» TO BE DONE: Examine the entries and show every line in which the word "styles" is found.

» Lines of data:
----

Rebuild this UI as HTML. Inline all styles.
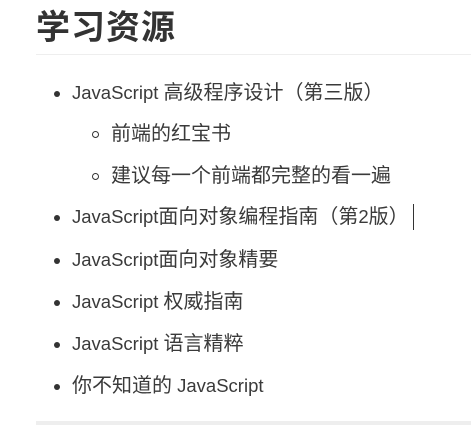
<!DOCTYPE html>
<html><head><meta charset="utf-8"><style>
html,body{margin:0;padding:0;background:#fff;width:471px;height:425px;overflow:hidden}
body{font-family:"Liberation Sans","Noto Sans CJK SC",sans-serif;color:#3a3a3a;position:relative}
h1{position:absolute;left:36px;top:4px;margin:0;font-size:34px;font-weight:bold;line-height:48px;color:#333;letter-spacing:1px}
.hr{position:absolute;left:36px;right:0;top:54px;height:1px;background:#eee}
.bar{position:absolute;left:36px;right:0;top:421px;height:4px;background:#eee}
.it{position:absolute;left:72px;font-size:20px;line-height:24px;white-space:nowrap}
.it .l{font-size:18.5px}
.it:before{content:"";position:absolute;left:-18px;top:10px;width:6px;height:6px;border-radius:50%;background:#333}
.sub{left:111px}
.sub:before{left:-19px;top:9px;width:5px;height:5px;background:none;border:1px solid #333}
.cur{position:absolute;left:413px;top:204px;width:1px;height:26px;background:#333}
</style></head><body>
<h1>学习资源</h1>
<div class="hr"></div>
<div class="it" style="top:81px"><span class="l">JavaScript </span>高级程序设计（第三版）</div>
<div class="it sub" style="top:122px">前端的红宝书</div>
<div class="it sub" style="top:164px">建议每一个前端都完整的看一遍</div>
<div class="it" style="top:205px"><span class="l">JavaScript</span>面向对象编程指南（第<span class="l">2</span>版）</div>
<div class="cur"></div>
<div class="it" style="top:248px"><span class="l">JavaScript</span>面向对象精要</div>
<div class="it" style="top:290px"><span class="l">JavaScript </span>权威指南</div>
<div class="it" style="top:332px"><span class="l">JavaScript </span>语言精粹</div>
<div class="it" style="top:374px">你不知道的<span class="l"> JavaScript</span></div>
<div class="bar"></div>
</body></html>
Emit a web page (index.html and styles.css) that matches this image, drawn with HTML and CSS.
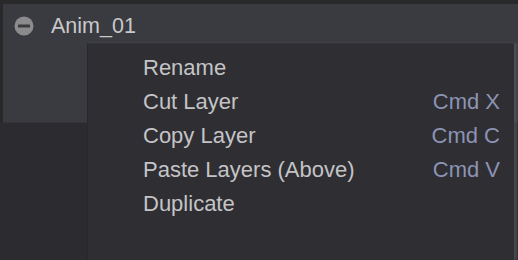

----

» RESULT BELOW:
Rebuild this UI as HTML. Inline all styles.
Emit a web page (index.html and styles.css) that matches this image, drawn with HTML and CSS.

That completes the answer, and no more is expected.